Правда, этому предшествовало то, что изменились и книги Быкова. Находившийся до этого внутри «лейтенантской прозы», пафос и проблематика которой были в том, чтобы правдиво, без смягчений и умолчаний рассказать о пережитом и увиденном на переднем крае, Быков выбирает новый маршрут, начинает прокладывать другую тропу.
Зрелая проза Быкова, в основе которой большей частью события и люди партизанской войны, представляла собой произведения, ставящие во главу угла проблемы нравственно-философские. Он сосредоточился на исследовании социально-нравственных коллизий, раскаленных добела сталинским режимом и тотальной, истребительной войной, принесенной на нашу землю гитлеровцами. Он стремился выяснить, что происходит в этих условиях с человеком. Больше всего Быкова интересует поведение людей в предельно тяжелых, экстремальных ситуациях, он старается докопаться до первопричин, нравственной подоплеки человеческих поступков — верности и предательства, злодейства и человечности, мужества и слабодушия, — проникнуть в скрытую при обычном течении и обнаженную жестокими испытаниями глубинную суть характеров и обстоятельств. Это вечная и всегда новая для литературы проблема: человек и враждебные ему обстоятельства, иногда закаляющие его, пробуждающие в нем энергию сопротивления, чаще уродующие, разрушающие его душу. Юрий Трифонов, говоря в ту пору о перспективах нашей военной литературы, справедливо заметил, что писателям следует «идти дальше, в сегодняшний день, находить в военной теме болевые точки, которые болят до сих пор», — и в качестве примера назвал Быкова: ему это удается. Я бы только сделал здесь одну, но существенную оговорку, не поправляя Трифонова, а развивая его мысль: сквозь истории, рассказываемые Быковым, проступали не только наши сегодняшние боли и беды, но и фундаментальные, «вечные» проблемы человеческого бытия.

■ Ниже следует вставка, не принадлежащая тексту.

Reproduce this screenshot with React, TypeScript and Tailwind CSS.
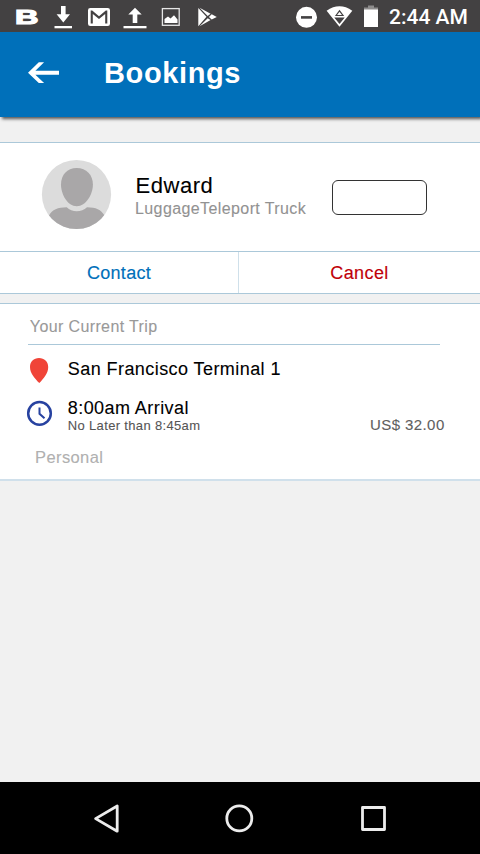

Быков одним из первых в нашей литературе послесталинского времени — не только в литературе о войне, хочу это подчеркнуть, — отверг последовательно и определенно десятилетиями пропагандировавшуюся как высшее достижение общественной истории и социального опыта так называемую классовую мораль (нравственно то, что служит делу пролетариата, высокая эта цель оправдывает любые средства), утверждая единую общечеловеческую мораль, отвергающую порочные средства, неизбежно ведущие, приводящие к бесчеловечности. Развенчание этого тлетворного идеологического фетиша, проникшего, подобно раковой опухоли, во все клетки нашей жизни, — лейтмотив, внутренний смысловой фундамент зрелого творчества Быкова.